SOH-CAH-TOA! Have you heard the call of the trig function? Use them to navigate the trickier sides (and angles) of geometric shapes.

# Trigonometric Functions Problem Solving

$$\theta$$ is an acute angle such that $$\tan (\theta) = \frac{1}{3}$$. What is the value of $$10 \sqrt{10}\cdot\left(\sin \theta + \cos \theta \right)$$?



Let $$m$$ and $$M$$ be the minimum and maximum values of the domain of $$f(x) = \sin^{-1}(x^2 - 360)$$, respectively. What is the value of $$M - m$$?

Details and assumptions

$$\sin^{-1} x$$ denotes the functional inverse of $$\sin x$$ not the reciprocal $$\frac{1}{\sin x}.$$

Let $$O$$ be the origin and $$P$$ be a point in the fourth quadrant on the x-y plane. Let $$270 ^\circ < \theta < 360^\circ$$ be the angle formed by $$OP$$ with the positive x-axis. Similarly $$Q$$ is a point in the fourth quadrant on the x-y plane where $$|OQ| = |OP|$$ and the angle formed by $$OQ$$ and the x-axis is $$7\theta$$. For what value of $$\theta$$ does the segments $$OP$$ and $$OQ$$ coincide?
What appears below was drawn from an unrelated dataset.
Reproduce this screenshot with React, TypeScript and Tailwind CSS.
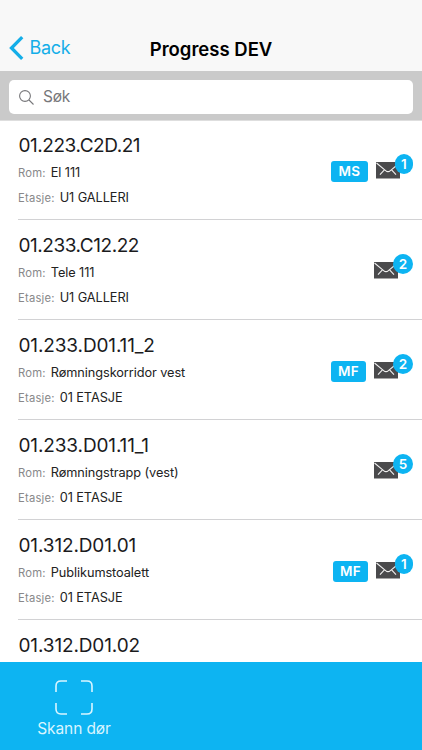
import { ChangeEvent, useState } from "react";

type Door = {
    id: string;
    room: string;
    floor: string;
    tag?: string;
    messages?: number;
};

const doors: Door[] = [
    { id: "01.223.C2D.21", room: "El 111", floor: "U1 GALLERI", tag: "MS", messages: 1 },
    { id: "01.233.C12.22", room: "Tele 111", floor: "U1 GALLERI", messages: 2 },
    { id: "01.233.D01.11_2", room: "Rømningskorridor vest", floor: "01 ETASJE", tag: "MF", messages: 2 },
    { id: "01.233.D01.11_1", room: "Rømningstrapp (vest)", floor: "01 ETASJE", messages: 5 },
    { id: "01.312.D01.01", room: "Publikumstoalett", floor: "01 ETASJE", tag: "MF", messages: 1 },
    { id: "01.312.D01.02", room: "", floor: "" },
];

function MessageIcon({ count }: { count: number }) {
    return (
        <div className={count === 1 ? "relative h-[18px] w-[37px]" : "relative h-[18px] w-[39px]"}>
            <svg width="24" height="17" viewBox="0 0 24 17" fill="none">
                <rect width="24" height="16.5" fill="#4a4a4c" />
                <path
                    d="M0.5 1 L9.6 8.6 Q12 10.8 14.4 8.6 L23.5 1 M8.4 7.8 L4 12.6 M15.6 7.8 L20 12.6"
                    stroke="#f0f0f0"
                    strokeWidth="1.1"
                />
            </svg>
            <span
                className={`absolute right-0 -top-[8px] flex h-[19.5px] items-center justify-center rounded-full bg-[#0db4f2] text-[13.5px] font-semibold text-white ${
                    count === 1 ? "w-[18.5px]" : "w-[20px]"
                }`}
            >
                {count}
            </span>
        </div>
    );
}

function Field({ label, value }: { label: string; value: string }) {
    return (
        <p className="flex h-[25px] items-center gap-[5px] text-[12.75px] tracking-[-0.08px] text-[#222]">
            <span className="pt-px text-[11.25px] tracking-[0.2px] text-[#88888a]">{label}:</span>
            {value}
        </p>
    );
}

function DoorRow({ door }: { door: Door }) {
    return (
        <li className="ml-[18px] flex h-[100px] shrink-0 border-b border-[#d2d2d4] pr-[9px]">
            <div className="flex-1 pt-3">
                <h2
                    className={`h-7 pl-[0.5px] text-[19px] leading-[27px] text-[#1b1b1d] ${
                        door.id.includes(".C") ? "tracking-[-0.45px]" : "tracking-[-0.13px]"
                    }`}
                >
                    {door.id}
                </h2>
                {door.room && (
                    <>
                        <Field label="Rom" value={door.room} />
                        <Field label="Etasje" value={door.floor} />
                    </>
                )}
            </div>
            <div className="flex items-center gap-2 pt-[3px]">
                {door.tag && (
                    <span
                        className={`flex h-[21px] items-center justify-center rounded-[3px] bg-[#0db4f2] pt-px text-[13.5px] font-semibold tracking-[0.4px] text-white ${
                            door.tag === "MS" ? "w-[37px]" : "w-[35px]"
                        }`}
                    >
                        {door.tag}
                    </span>
                )}
                {door.messages && <MessageIcon count={door.messages} />}
            </div>
        </li>
    );
}

export default function App() {
    const [query, setQuery] = useState<string>("");

    const handleSearch = (e: ChangeEvent<HTMLInputElement>) => setQuery(e.target.value);
    const visible = doors.filter((d) => d.id.toLowerCase().includes(query.toLowerCase()));

    return (
        <div className="flex h-[750px] w-[422px] flex-col overflow-hidden bg-white font-['Inter',sans-serif]">
            <header className="grid h-[71px] shrink-0 grid-cols-[1fr_auto_1fr] items-center bg-[#f8f8f8] pt-[24px]">
                <button type="button" className="flex items-center gap-[5.5px] pl-[9px] text-[18px] tracking-[-0.3px] text-[#14aee8]">
                    <svg width="15" height="24" viewBox="0 0 15 24" fill="none">
                        <path d="M13.2 1.2 L2.5 12 L13.2 22.8" stroke="currentColor" strokeWidth="3.3" />
                    </svg>
                    Back
                </button>
                <h1 className="pt-[5px] text-[18.5px] font-semibold text-black">Progress DEV</h1>
            </header>
            <div className="h-[50px] shrink-0 border-b border-[#dedede] bg-[#cacaca] px-[9px] pt-[9px]">
                <label className="flex h-[34px] items-center gap-[9px] rounded-[5px] bg-white pl-[10px]">
                    <svg width="15" height="15" viewBox="0 0 15 15" fill="none" stroke="#77777a" strokeWidth="1.1">
                        <circle cx="6" cy="6" r="5.4" />
                        <path d="M10 10 L14.5 14.5" />
                    </svg>
                    <input
                        value={query}
                        onChange={handleSearch}
                        placeholder="Søk"
                        className="flex-1 text-[15.5px] tracking-[-0.3px] text-black outline-none placeholder:text-[#77777a]"
                    />
                </label>
            </div>
            <ul className="-mt-px flex min-h-0 flex-1 flex-col overflow-hidden">
                {visible.map((door) => (
                    <DoorRow key={door.id} door={door} />
                ))}
            </ul>
            <footer className="h-[88px] shrink-0 bg-[#0db4f2]">
                <button type="button" className="flex w-[148px] flex-col items-center pt-[18px] text-[15.5px] text-white">
                    <svg width="38" height="35" viewBox="0 0 38 35" fill="none" stroke="#d9f5ff" strokeWidth="1.6">
                        <path d="M1 12 V6 Q1 1 6 1 H12 M26 1 H32 Q37 1 37 6 V12 M37 23 V29 Q37 34 32 34 H26 M12 34 H6 Q1 34 1 29 V23" />
                    </svg>
                    <span className="mt-[2px] leading-6 tracking-[-0.1px] text-[#d9f5ff]">Skann dør</span>
                </button>
            </footer>
        </div>
    );
}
Let $$\theta$$ be the angle between the x-axis and the line connecting the origin $$O (0,0)$$ and the point $$P (-8,-15)$$, where $$180^\circ < \theta < 270^\circ$$. Given that $$\sin \theta + \cos \theta + \tan \theta = \frac{a}{b}$$, where $$a$$ and $$b$$ are coprime positive integers. What is the value of $$a+b$$?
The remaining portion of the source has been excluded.